What has been described is merely illustrative of the application of the principles of the present invention. Other arrangements and methods can be implemented by those skilled in the art without departing from the spirit and scope of the present invention.

Claims

1) A server apparatus for receiving geographic location data for a plurality of devices connected to a computer network including physical computers and network routing devices, identifiable by at least one Internet Protocol address, said sever apparatus comprising assigning means for storing the locations in in-memory tables as vertices connected by edges representing the geographic distance between the vertices.
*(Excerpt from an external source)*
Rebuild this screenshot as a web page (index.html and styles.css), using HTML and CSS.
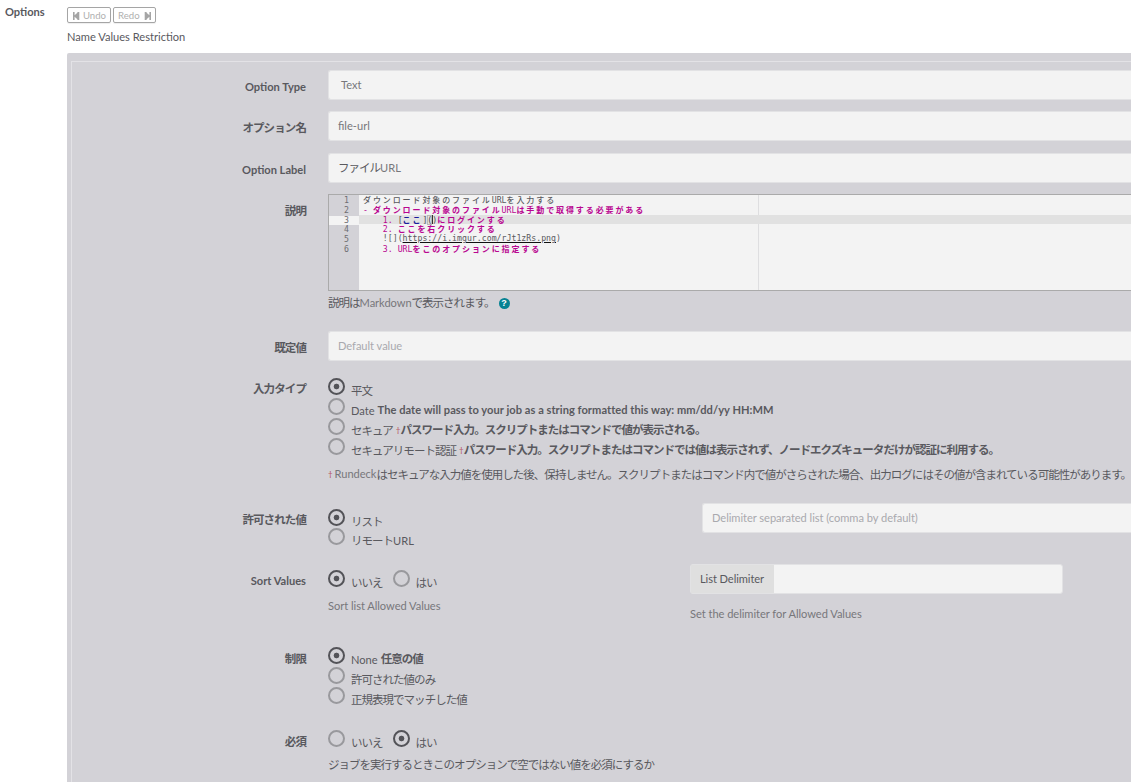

2) The server apparatus of claim 1 further comprising table means including receiving latency data for single network links between said physical computers and network devices, including aggregated latency data for a plurality of network links, and assigning means for storing said latency data associated with said graph edges where the network links are approximated by the graph edges.
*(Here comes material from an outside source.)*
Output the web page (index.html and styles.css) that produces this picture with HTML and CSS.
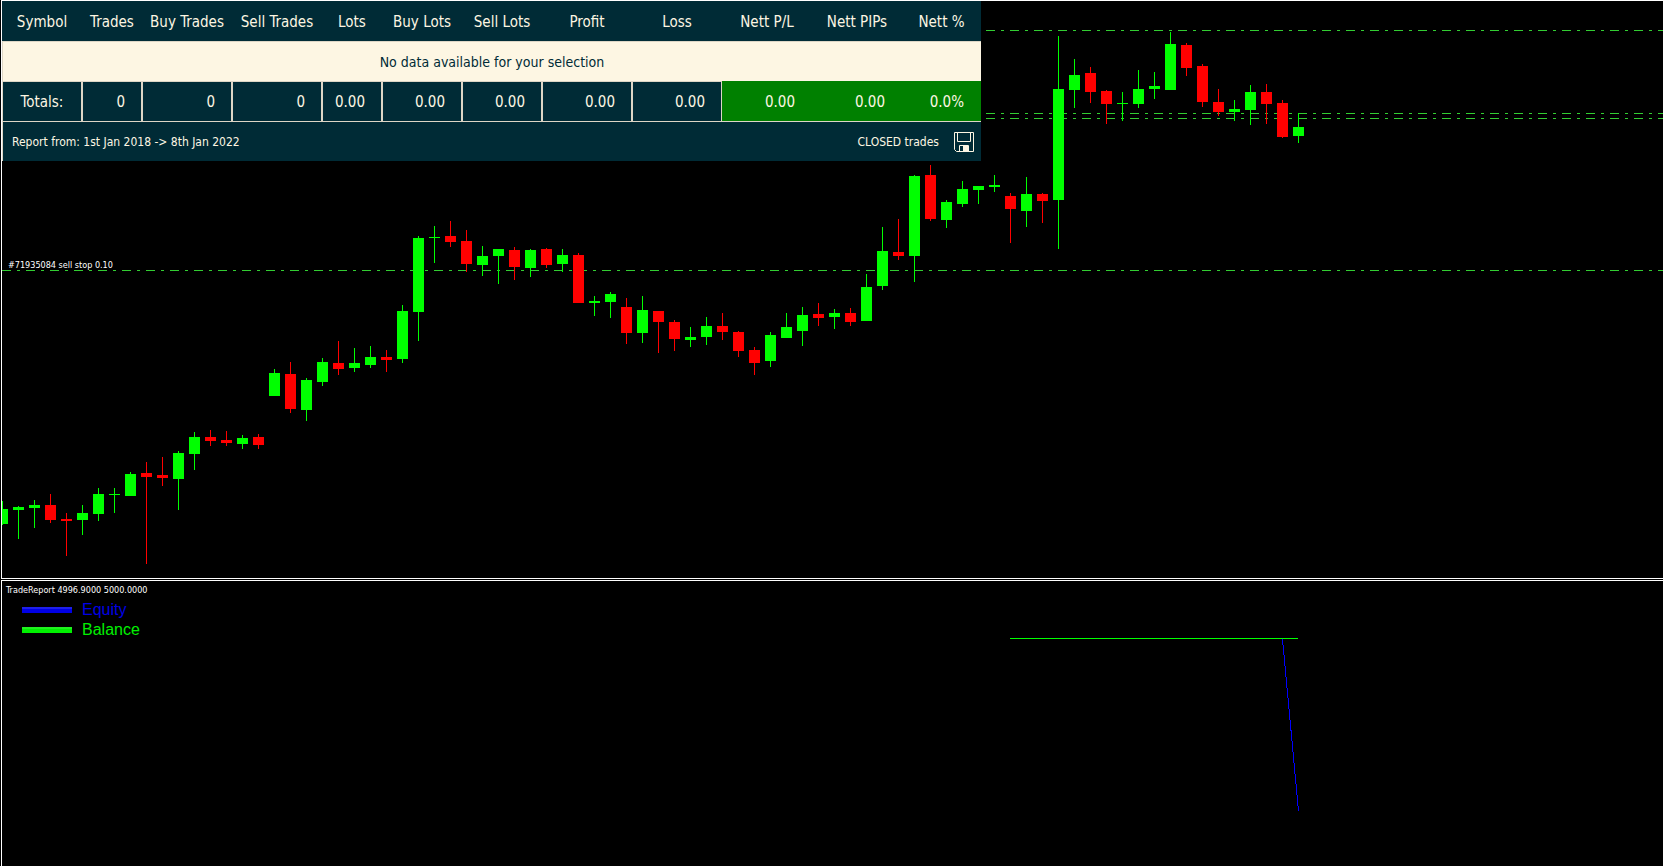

3) The server apparatus of claim 1 further comprising table means including receiving occupancy information relating to the virtual machines operating at said vertices and assignment means for storing said occupancy information with said vertices.

4) The server apparatus of claim 3 comprising means including identification of a plurality of vertices having favorable network latency with respect to a given target vertex using latency estimation means comprised of successive selection of optimal edges, beginning with an arbitrary candidate vertex and traversing the optimal edge to the next candidate vertex, where the optimal edge is selected by determining the angle between each edge of the candidate vertex and a vector to said given vertex, choosing the edge with the smallest angle as optimal.

5) The server apparatus of claim 4 wherein said latency estimation means includes a further constraint of minimum distance allowed between said candidate vertex and said target vertex.